К несчастью, кажется, все психоаналитики мира попадают в ловушку опекунства, вместо того чтобы предоставить это воспитателям. Жаль, что они не могут ясно сказать: «Я буду принимать такого-то два раза в неделю, если он сам этого хочет. Вот и все. Что я попытаюсь сделать? Установить происхождение сегодняшнего желания (или нежелания), которое гложет моего юного собеседника».

Показанием должно быть мучительное состояние молодого человека, который согласился пойти поговорить с кем-то о своем нездоровье. Я занималась одной маленькой девятилетней девочкой, у которой были порочные наклонности: она клала свои какашки в коробку из-под торта, писала в суп старого слепого садовника, который жил в беседке в глубине парка, принадлежавшего ее дедушке и бабушке. Она устраивала ему пакости, подкладывая человеческие экскременты.

Когда она рисовала, то искажала форму: мяч рисовала в виде черты, палки, окружности.

Она была похожа на маленькую старушку с сухой кожей, колючим взглядом. Она сквернословила и оскорбляла окружающих. Будто одержимая или, скорее, не сдерживаемая самоконтролем.

Вместе с ней мне удалось восстановить ход событий. Ей было полтора года, когда появилась гувернантка, истязавшая ее. Это была ее первая установка. Изнасилованная своим отцом, она сделала окончательные выводы.

Быть садисткой для этой маленькой девочки идентифицировалось с тем, чтобы быть «матерью», чей образ она носила в себе. Молодая бонна терроризировала ребенка: оставаясь с ней наедине, она гонялась за ней с кочергой. Из-за переноса [Перенос, трансфер — в психоанализе означает процесс, посредством которого бессознательные желания переходят на те или иные объекты в рамках определенного типа отношений, установившихся с этими объектами. См.: Лапланш Ж., Понталис Ж.-Б. Словарь... С. 531— 540. — Примеч. ред. ] малышка полюбила меня. За год она научилась читать и писать. Сублимация желания совершилась.
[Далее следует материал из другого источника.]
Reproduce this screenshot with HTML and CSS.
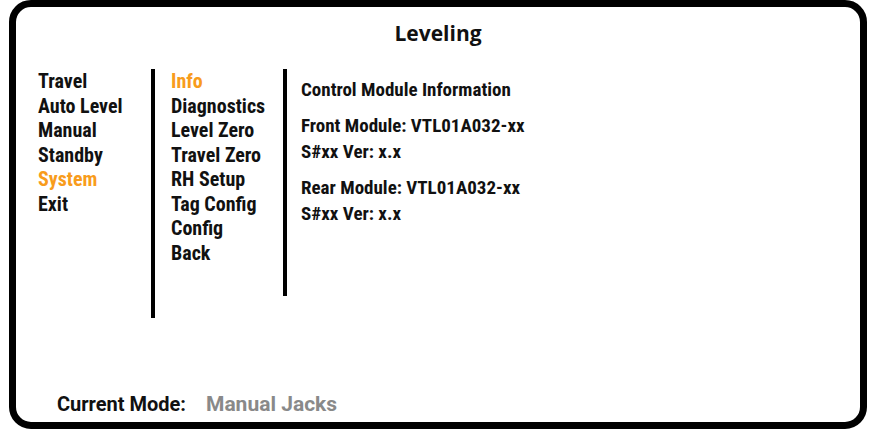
FILE: index.html
```html
<!DOCTYPE html>
<html lang="en">

<head>
    <meta charset="UTF-8">
    <meta name="viewport" content="width=device-width, initial-scale=1.0">
    <title>Leveling</title>
    <link rel="stylesheet" href="styles.css">
</head>

<body>
    <div id="frame">
        <div class="title">Leveling</div>
        <div id="menus">
            <div class="col main">
                <div class="item">Travel</div>
                <div class="item">Auto Level</div>
                <div class="item">Manual</div>
                <div class="item">Standby</div>
                <div class="item active">System</div>
                <div class="item">Exit</div>
            </div>
            <div class="col sub">
                <div class="item active">Info</div>
                <div class="item">Diagnostics</div>
                <div class="item">Level Zero</div>
                <div class="item">Travel Zero</div>
                <div class="item">RH Setup</div>
                <div class="item">Tag Config</div>
                <div class="item">Config</div>
                <div class="item">Back</div>
            </div>
            <div class="col info">
                <div class="heading">Control Module Information</div>
                <div class="group">
                    <div>Front Module: VTL01A032-xx</div>
                    <div>S#xx Ver: x.x</div>
                </div>
                <div class="group">
                    <div>Rear Module: VTL01A032-xx</div>
                    <div>S#xx Ver: x.x</div>
                </div>
            </div>
        </div>
        <div class="status">
            <span class="label">Current Mode:</span>
            <span class="mode">Manual Jacks</span>
        </div>
    </div>
</body>

</html>
```

FILE: styles.css
```css
html, body {
    margin: 0;
    height: 100%;
    background-color: #ffffff;
    color: #111111;
    font-family: "Roboto Condensed", "Liberation Sans Narrow", "DejaVu Sans Condensed", sans-serif;
    font-weight: bold;
}

#frame {
    box-sizing: border-box;
    margin-left: 9px;
    width: 858px;
    height: 429px;
    border: 7px solid #000;
    border-radius: 22px;
    display: flex;
    flex-direction: column;
}

.title {
    font-family: "Open Sans", sans-serif;
    font-size: 21px;
    text-align: center;
    padding-top: 12px;
    height: 62px;
    box-sizing: border-box;
}

#menus {
    display: flex;
    align-items: flex-start;
    padding-left: 22px;
    flex: 1;
}

.item {
    font-size: 20px;
    line-height: 24.5px;
}

.active {
    color: #f89c1c; /* highlighted entry */
}

.main {
    width: 113px;
}

.sub {
    border-left: 4px solid #000;
    height: 249px;
    padding-left: 16px;
    width: 112px;
}

.info {
    border-left: 4px solid #000;
    height: 227px;
    padding-left: 14px;
    font-size: 19px;
    line-height: 26px;
    padding-top: 8px;
    box-sizing: border-box;
}

.group {
    margin-top: 10px;
}

.status {
    font-family: Roboto, sans-serif;
    font-size: 20px;
    padding-left: 41px;
    padding-bottom: 6px;
    display: flex;
    align-items: baseline;
    gap: 20px;
}

.mode {
    color: #898989;
    font-size: 21px;
}
```
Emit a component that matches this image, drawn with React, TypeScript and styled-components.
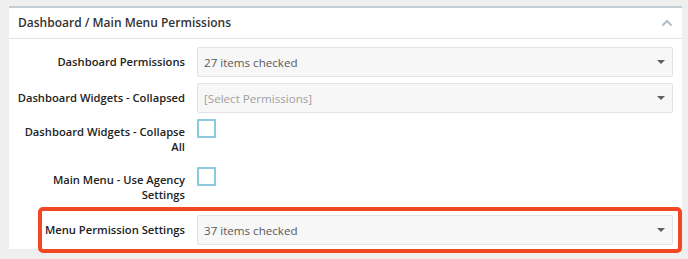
import React from "react";
import styled, { createGlobalStyle } from "styled-components";

const Global = createGlobalStyle`
  html, body { margin: 0; padding: 0; background: #efefef; }
  body { font-family: "Open Sans", "Liberation Sans", sans-serif; }
  * { box-sizing: border-box; }
`;

const Page = styled.div`
  padding: 6px 6px 0 9px;
  height: 259px;
  overflow: hidden;
`;

const Panel = styled.section`
  background: #fff;
  border-top: 2px solid #c3cdd4;
`;

const Header = styled.header`
  display: flex;
  align-items: center;
  justify-content: space-between;
  height: 31px;
  padding: 0 9px 1px 9px;
  border-bottom: 1px solid #dfe5e9;
`;

const Title = styled.h2`
  margin: 0;
  font-size: 12px;
  font-weight: 600;
  color: #333;
`;

const Body = styled.div`
  display: flex;
  flex-direction: column;
  gap: 6px;
  padding: 8px 9px 0 0;
`;

const Row = styled.div<{ $highlight?: boolean }>`
  display: grid;
  grid-template-columns: ${(p) => (p.$highlight ? "143px" : "176px")} 1fr;
  column-gap: 12px;
  align-items: start;
  ${(p) =>
    p.$highlight &&
    `
    margin: -8px -9px -4px 29px;
    padding: 4px 5px 4px 0;
    border: 4px solid #f24723;
    border-radius: 5px;
  `}
`;

const Label = styled.label<{ $check?: boolean }>`
  text-align: right;
  font-size: 11.2px;
  font-weight: 600;
  line-height: 15px;
  color: #222;
  padding: ${(p) => (p.$check ? "5px 0 7px" : "7px 0 3px")};
  white-space: nowrap;
`;

const Select = styled.div<{ $placeholder?: boolean }>`
  display: flex;
  align-items: center;
  justify-content: space-between;
  height: 30px;
  padding: 0 7px 0 6px;
  background: #f7f7f7;
  border: 1px solid #e1e3e4;
  border-radius: 2px;
  font-size: 11.6px;
  color: ${(p) => (p.$placeholder ? "#a0a0a0" : "#5a5a5a")};
`;

const Caret = styled.span`
  width: 0;
  height: 0;
  border-left: 4px solid transparent;
  border-right: 4px solid transparent;
  border-top: 4px solid #5f5f5f;
`;

const Checkbox = styled.span`
  display: block;
  width: 19px;
  height: 19px;
  border: 2px solid #8ac9de;
  border-radius: 1px;
  background: #fff;
`;

const Chevron = () => (
  <svg width="12" height="8" viewBox="0 0 12 8">
    <path d="M1.5 6.5 L6 2 L10.5 6.5" fill="none" stroke="#b3bec6" strokeWidth="2" />
  </svg>
);

const SelectField = ({ text, placeholder }: { text: string; placeholder?: boolean }) => (
  <Select $placeholder={placeholder}>
    <span>{text}</span>
    <Caret />
  </Select>
);

export default function App() {
  return (
    <>
      <Global />
      <Page>
        <Panel>
          <Header>
            <Title>Dashboard / Main Menu Permissions</Title>
            <Chevron />
          </Header>
          <Body>
            <Row>
              <Label>Dashboard Permissions</Label>
              <SelectField text="27 items checked" />
            </Row>
            <Row>
              <Label>Dashboard Widgets - Collapsed</Label>
              <SelectField text="[Select Permissions]" placeholder />
            </Row>
            <Row>
              <Label $check>
                Dashboard Widgets - Collapse
                <br />
                All
              </Label>
              <Checkbox />
            </Row>
            <Row>
              <Label $check>
                Main Menu - Use Agency
                <br />
                Settings
              </Label>
              <Checkbox />
            </Row>
            <Row $highlight>
              <Label>Menu Permission Settings</Label>
              <SelectField text="37 items checked" />
            </Row>
          </Body>
        </Panel>
      </Page>
    </>
  );
}
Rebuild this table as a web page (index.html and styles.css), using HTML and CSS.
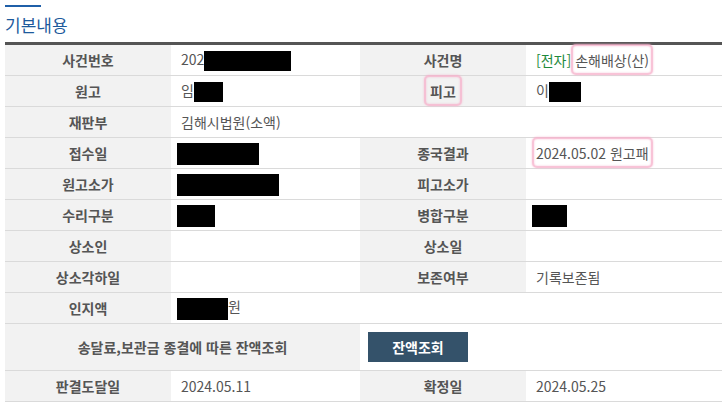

Ее розовое личико совершенно изменило выражение.

Не прибегает ли психоаналитик к контрпоказателям, в период отрочества?

Первые психоаналитики, включая Фрейда, находились во власти ложной идеи: психоанализу могут подвергаться только те, кто говорит. Отрочество же — это период, когда человек переживает второе рождение. У молодого человека еще нет слов, чтобы высказаться. Но можно прекрасно работать на уровне общения подсознания, даже если никто ничего не говорит.